Mais il est possible que quelqu’un s’empare de tout ce matériel et lui fasse dire autre chose. Car c’est aussi ça, la mémoire. Il n’y a pas une mémoire congelée une fois pour toutes.
swissinfo, propos recueillis par Bernard Léchot
555 témoignages sur la Suisse entre 1939 et 1945.
20’000 extraits thématiques, condensés en 64 séquences de 7’00.
21 courts métrages réalisés à partir de ces archives.
Grâce au web, une base de données accessible à chacun.
– A l’origine de cette vaste entreprise d’envergure nationale se trouve le cinéaste lausannois Frédéric Gonseth, initiateur d’Archimob.

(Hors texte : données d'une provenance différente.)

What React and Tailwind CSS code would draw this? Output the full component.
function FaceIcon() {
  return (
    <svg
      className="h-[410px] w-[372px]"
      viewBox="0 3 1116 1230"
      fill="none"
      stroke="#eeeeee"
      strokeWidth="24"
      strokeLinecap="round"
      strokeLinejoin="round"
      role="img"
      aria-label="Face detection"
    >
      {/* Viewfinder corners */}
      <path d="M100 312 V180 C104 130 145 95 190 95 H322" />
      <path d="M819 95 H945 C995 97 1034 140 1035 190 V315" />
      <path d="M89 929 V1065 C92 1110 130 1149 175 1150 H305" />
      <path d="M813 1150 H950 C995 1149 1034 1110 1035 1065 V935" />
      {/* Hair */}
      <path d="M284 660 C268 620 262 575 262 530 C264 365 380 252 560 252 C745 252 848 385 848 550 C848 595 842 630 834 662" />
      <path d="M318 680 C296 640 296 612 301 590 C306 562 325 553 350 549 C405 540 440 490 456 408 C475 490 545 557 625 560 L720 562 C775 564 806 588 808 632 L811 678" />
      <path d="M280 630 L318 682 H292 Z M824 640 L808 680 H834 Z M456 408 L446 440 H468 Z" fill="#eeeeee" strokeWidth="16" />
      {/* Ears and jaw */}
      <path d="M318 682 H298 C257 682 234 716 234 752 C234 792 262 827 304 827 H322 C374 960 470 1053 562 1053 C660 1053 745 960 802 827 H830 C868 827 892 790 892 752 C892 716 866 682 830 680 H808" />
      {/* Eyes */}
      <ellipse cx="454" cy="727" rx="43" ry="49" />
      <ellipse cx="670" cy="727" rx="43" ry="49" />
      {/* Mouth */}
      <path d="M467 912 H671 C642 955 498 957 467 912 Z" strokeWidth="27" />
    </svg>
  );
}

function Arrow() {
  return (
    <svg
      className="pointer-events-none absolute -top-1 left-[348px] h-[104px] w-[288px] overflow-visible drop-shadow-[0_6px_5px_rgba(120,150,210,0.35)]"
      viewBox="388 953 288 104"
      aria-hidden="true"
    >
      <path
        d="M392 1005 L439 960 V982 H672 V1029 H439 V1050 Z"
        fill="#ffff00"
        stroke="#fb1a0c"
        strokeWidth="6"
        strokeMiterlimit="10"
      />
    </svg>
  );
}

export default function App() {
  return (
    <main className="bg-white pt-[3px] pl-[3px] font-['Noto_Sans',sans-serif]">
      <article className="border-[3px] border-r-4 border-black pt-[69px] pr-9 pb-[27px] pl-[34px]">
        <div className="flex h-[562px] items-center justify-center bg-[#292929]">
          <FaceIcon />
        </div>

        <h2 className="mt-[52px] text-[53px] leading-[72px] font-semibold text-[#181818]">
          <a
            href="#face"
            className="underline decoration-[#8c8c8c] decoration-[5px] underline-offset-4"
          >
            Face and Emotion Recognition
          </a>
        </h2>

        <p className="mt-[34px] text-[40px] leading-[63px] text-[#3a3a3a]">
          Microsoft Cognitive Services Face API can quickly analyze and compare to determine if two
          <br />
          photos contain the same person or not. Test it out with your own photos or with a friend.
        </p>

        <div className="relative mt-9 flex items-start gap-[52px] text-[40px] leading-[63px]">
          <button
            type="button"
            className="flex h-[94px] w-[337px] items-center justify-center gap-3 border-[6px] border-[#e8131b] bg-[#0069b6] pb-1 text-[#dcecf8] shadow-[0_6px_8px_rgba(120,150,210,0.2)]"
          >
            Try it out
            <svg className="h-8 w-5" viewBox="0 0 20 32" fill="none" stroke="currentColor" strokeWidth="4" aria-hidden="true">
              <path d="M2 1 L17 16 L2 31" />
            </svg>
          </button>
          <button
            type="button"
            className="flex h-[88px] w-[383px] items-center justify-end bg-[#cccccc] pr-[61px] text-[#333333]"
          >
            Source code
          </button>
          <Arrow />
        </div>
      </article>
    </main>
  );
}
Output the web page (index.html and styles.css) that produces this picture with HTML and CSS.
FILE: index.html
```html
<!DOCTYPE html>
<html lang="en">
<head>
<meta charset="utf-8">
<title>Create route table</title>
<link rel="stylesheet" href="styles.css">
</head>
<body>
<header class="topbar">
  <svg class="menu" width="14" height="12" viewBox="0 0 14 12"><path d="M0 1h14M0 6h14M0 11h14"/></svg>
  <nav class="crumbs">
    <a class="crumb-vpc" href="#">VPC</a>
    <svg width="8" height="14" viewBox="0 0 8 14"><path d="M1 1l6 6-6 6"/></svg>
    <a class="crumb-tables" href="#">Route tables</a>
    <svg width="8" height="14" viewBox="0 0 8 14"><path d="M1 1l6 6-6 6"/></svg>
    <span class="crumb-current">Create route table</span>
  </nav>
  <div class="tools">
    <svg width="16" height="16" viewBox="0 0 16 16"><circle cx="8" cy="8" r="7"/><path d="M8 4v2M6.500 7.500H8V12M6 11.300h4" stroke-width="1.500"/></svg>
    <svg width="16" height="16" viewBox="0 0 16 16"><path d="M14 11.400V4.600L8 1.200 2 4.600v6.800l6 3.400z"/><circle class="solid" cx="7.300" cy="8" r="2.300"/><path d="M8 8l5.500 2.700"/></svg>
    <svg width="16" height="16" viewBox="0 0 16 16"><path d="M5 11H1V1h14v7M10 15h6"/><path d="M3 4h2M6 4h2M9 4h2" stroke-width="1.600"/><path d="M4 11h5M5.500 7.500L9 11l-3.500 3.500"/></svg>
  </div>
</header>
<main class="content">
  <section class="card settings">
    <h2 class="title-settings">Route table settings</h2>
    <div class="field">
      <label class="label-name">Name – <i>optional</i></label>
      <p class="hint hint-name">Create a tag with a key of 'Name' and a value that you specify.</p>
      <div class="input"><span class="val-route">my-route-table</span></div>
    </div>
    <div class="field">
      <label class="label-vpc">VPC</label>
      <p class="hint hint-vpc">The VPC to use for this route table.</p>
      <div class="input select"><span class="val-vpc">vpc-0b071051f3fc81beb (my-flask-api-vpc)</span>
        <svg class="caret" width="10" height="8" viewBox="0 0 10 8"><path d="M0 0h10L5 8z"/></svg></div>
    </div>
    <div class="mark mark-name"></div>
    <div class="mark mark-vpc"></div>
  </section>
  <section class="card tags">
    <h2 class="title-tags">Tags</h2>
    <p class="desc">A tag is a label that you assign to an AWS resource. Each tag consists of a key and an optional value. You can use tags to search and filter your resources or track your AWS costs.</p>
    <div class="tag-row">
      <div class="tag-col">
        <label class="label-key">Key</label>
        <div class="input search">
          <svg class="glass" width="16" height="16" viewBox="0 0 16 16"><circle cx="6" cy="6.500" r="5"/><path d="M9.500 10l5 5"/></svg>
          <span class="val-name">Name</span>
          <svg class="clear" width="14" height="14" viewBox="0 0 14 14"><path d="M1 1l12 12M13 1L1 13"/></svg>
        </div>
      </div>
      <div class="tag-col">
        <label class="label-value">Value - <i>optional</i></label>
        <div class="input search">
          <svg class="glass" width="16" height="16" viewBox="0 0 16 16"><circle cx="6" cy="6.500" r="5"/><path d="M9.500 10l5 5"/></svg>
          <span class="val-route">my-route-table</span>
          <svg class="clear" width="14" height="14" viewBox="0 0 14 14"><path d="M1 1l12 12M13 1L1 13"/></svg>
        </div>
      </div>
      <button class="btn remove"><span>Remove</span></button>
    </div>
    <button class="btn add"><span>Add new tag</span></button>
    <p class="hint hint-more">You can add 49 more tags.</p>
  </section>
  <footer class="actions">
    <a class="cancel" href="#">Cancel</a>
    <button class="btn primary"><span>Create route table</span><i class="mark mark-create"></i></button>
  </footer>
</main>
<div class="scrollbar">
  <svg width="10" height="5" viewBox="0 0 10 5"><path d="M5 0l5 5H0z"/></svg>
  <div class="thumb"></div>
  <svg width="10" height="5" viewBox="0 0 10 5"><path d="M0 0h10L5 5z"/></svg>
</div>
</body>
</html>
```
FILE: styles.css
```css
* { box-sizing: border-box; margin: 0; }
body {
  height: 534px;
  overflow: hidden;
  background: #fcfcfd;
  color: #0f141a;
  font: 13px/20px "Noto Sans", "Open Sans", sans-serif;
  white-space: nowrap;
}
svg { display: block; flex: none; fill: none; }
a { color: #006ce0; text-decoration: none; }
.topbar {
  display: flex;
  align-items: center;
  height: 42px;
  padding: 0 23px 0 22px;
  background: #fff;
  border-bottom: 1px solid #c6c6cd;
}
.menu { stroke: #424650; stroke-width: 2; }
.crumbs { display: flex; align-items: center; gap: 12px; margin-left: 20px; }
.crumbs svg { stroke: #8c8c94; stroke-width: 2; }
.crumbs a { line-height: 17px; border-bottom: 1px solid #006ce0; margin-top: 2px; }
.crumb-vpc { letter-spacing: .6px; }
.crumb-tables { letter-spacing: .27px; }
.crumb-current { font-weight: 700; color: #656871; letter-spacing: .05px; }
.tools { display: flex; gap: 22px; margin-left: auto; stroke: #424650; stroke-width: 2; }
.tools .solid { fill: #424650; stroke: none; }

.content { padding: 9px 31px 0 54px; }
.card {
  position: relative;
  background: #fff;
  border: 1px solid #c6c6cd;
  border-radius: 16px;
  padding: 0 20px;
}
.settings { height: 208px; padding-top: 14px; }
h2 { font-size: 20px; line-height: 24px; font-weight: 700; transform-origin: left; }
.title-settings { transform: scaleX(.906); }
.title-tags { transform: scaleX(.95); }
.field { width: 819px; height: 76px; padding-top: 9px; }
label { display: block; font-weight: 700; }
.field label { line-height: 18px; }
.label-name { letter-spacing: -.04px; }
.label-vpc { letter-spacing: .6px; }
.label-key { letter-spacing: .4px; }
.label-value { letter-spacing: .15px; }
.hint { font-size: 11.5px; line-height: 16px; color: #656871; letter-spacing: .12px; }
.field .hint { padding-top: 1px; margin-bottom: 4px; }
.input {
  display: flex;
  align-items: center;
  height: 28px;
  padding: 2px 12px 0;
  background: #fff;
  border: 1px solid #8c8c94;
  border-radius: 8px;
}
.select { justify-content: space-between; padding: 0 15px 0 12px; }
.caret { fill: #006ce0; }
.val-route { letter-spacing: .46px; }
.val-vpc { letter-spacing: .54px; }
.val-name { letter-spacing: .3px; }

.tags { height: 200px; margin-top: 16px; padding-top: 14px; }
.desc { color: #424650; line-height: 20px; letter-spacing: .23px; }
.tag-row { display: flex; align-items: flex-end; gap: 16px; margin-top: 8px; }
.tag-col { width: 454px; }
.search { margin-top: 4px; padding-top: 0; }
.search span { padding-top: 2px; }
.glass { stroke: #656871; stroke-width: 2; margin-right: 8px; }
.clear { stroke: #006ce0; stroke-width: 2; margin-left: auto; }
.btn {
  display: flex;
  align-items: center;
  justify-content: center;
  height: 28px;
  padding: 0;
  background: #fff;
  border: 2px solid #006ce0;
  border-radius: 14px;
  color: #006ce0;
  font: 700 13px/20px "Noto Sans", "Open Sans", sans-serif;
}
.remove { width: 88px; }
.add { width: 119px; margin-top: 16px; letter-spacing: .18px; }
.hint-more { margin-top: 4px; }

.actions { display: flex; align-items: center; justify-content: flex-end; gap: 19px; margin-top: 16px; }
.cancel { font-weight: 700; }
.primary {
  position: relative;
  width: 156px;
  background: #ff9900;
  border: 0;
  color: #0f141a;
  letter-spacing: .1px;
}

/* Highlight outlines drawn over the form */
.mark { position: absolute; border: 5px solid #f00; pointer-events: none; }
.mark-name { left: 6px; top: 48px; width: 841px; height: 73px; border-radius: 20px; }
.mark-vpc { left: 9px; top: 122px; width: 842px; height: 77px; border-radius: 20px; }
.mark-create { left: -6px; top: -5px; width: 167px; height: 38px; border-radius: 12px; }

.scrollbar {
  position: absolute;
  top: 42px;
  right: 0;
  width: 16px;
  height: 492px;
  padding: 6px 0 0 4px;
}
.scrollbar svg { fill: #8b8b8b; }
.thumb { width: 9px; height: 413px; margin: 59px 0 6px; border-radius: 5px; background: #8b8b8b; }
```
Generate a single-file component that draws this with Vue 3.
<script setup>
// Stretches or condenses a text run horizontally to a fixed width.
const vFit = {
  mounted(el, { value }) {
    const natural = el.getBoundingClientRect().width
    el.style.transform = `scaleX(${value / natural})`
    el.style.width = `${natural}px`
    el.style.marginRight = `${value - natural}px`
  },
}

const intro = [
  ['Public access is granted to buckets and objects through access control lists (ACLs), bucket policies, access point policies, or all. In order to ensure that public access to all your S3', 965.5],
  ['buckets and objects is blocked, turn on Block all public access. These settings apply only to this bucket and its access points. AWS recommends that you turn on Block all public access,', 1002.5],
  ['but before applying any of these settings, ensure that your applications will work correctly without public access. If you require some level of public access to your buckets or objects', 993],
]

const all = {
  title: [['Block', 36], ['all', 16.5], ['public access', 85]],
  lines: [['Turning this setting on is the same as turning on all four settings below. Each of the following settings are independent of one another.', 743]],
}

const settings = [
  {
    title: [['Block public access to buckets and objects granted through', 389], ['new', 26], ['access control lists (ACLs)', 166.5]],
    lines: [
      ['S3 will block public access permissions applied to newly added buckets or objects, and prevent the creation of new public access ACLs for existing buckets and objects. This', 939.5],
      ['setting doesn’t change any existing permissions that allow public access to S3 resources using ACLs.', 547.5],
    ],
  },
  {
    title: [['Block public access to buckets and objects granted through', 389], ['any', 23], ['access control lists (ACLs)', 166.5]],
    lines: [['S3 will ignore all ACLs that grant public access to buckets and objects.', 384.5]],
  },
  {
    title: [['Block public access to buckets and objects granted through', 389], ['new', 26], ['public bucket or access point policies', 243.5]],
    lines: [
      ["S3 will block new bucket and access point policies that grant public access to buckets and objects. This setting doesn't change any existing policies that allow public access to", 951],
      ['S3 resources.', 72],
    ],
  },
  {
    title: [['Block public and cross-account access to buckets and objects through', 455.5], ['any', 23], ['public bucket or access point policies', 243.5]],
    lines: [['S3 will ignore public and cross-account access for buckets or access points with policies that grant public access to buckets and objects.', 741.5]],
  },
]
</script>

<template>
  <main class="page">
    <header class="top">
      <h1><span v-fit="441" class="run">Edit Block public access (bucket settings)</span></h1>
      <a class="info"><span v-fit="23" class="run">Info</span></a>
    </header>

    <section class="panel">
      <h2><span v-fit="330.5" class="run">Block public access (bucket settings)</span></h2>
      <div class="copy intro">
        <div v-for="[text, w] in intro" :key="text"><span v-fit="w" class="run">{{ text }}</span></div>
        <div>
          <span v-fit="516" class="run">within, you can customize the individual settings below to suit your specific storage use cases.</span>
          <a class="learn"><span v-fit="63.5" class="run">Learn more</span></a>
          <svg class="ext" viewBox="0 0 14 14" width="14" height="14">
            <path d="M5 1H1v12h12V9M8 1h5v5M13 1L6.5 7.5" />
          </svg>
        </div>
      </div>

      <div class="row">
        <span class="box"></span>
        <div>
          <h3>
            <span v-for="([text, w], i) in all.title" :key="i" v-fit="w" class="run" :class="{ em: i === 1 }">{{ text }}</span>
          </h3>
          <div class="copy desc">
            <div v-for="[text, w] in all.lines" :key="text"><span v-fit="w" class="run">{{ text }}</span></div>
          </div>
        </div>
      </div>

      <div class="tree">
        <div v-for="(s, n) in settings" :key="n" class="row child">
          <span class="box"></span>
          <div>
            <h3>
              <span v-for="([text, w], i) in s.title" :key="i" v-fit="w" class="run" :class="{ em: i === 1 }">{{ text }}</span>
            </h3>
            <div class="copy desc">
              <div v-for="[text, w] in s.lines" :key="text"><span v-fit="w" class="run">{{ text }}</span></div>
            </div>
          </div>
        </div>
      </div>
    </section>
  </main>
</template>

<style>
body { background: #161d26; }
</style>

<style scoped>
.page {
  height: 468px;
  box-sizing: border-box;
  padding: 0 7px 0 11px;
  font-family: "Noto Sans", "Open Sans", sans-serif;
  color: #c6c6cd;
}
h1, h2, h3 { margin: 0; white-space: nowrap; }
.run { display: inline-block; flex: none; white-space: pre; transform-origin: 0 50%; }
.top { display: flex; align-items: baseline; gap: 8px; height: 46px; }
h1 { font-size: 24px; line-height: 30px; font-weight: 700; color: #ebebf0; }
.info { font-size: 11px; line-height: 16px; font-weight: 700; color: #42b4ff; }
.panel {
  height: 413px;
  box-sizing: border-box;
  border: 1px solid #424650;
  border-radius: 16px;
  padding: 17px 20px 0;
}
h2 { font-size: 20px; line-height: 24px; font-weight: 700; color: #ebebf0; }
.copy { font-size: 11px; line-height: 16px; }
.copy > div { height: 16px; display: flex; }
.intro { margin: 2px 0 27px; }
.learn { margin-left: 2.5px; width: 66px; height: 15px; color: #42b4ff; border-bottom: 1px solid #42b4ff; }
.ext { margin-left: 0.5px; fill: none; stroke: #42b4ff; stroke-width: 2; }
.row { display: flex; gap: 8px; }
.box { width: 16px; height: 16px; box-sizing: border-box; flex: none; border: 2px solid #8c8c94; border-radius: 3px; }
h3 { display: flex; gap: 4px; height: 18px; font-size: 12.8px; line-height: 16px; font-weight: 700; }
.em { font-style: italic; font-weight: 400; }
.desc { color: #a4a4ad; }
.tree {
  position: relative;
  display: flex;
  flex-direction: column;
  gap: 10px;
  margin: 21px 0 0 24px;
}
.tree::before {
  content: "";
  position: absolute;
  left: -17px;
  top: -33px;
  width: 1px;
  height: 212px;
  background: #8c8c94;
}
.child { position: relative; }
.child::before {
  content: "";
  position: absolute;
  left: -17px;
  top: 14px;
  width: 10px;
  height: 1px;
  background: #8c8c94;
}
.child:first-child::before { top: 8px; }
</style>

– «L’Histoire, c’est moi» est entièrement bilingue. Les visiteurs peuvent visionner 64 séquences de 7 minutes, mais également 21 films documentaires de 15 minutes, réalisés par 13 cinéastes suisses à partir des mêmes interviews.
– L’entier du projet (récolte des témoignages, exposition et films) a coûté près de 4,5 millions de francs. Environ 40% de cette somme a été donnée par les différentes loteries suisses. SRG SSR idée suisse, l’OFC, des fondations privées et plusieurs cantons ont également participé au financement.
– A voir au Musée historique de Lausanne, jusqu’au 18 avril. Lausanne est la première étape d’une tournée qui en comptera onze d’ici fin 2005.
– L’exposition sera montrée en parallèle à Genève, Théâtre Soint-Gervais, dès le 24 janvier. Puis elle fera halte cet été à Bâle et Saint-Gall, puis à Berne, Neuchâtel, Zoug, Zurich, Coire, Martigny et Baden.
– 5 des 21 films documentaires, signés Fernand Melgar, Grégoire Mayor, Frédéric Gonseth ou Kaspar Kasics, sont à voir dans le cadre des Journées de Soleure, vendredi matin 23 janvier, Cinéma Palace.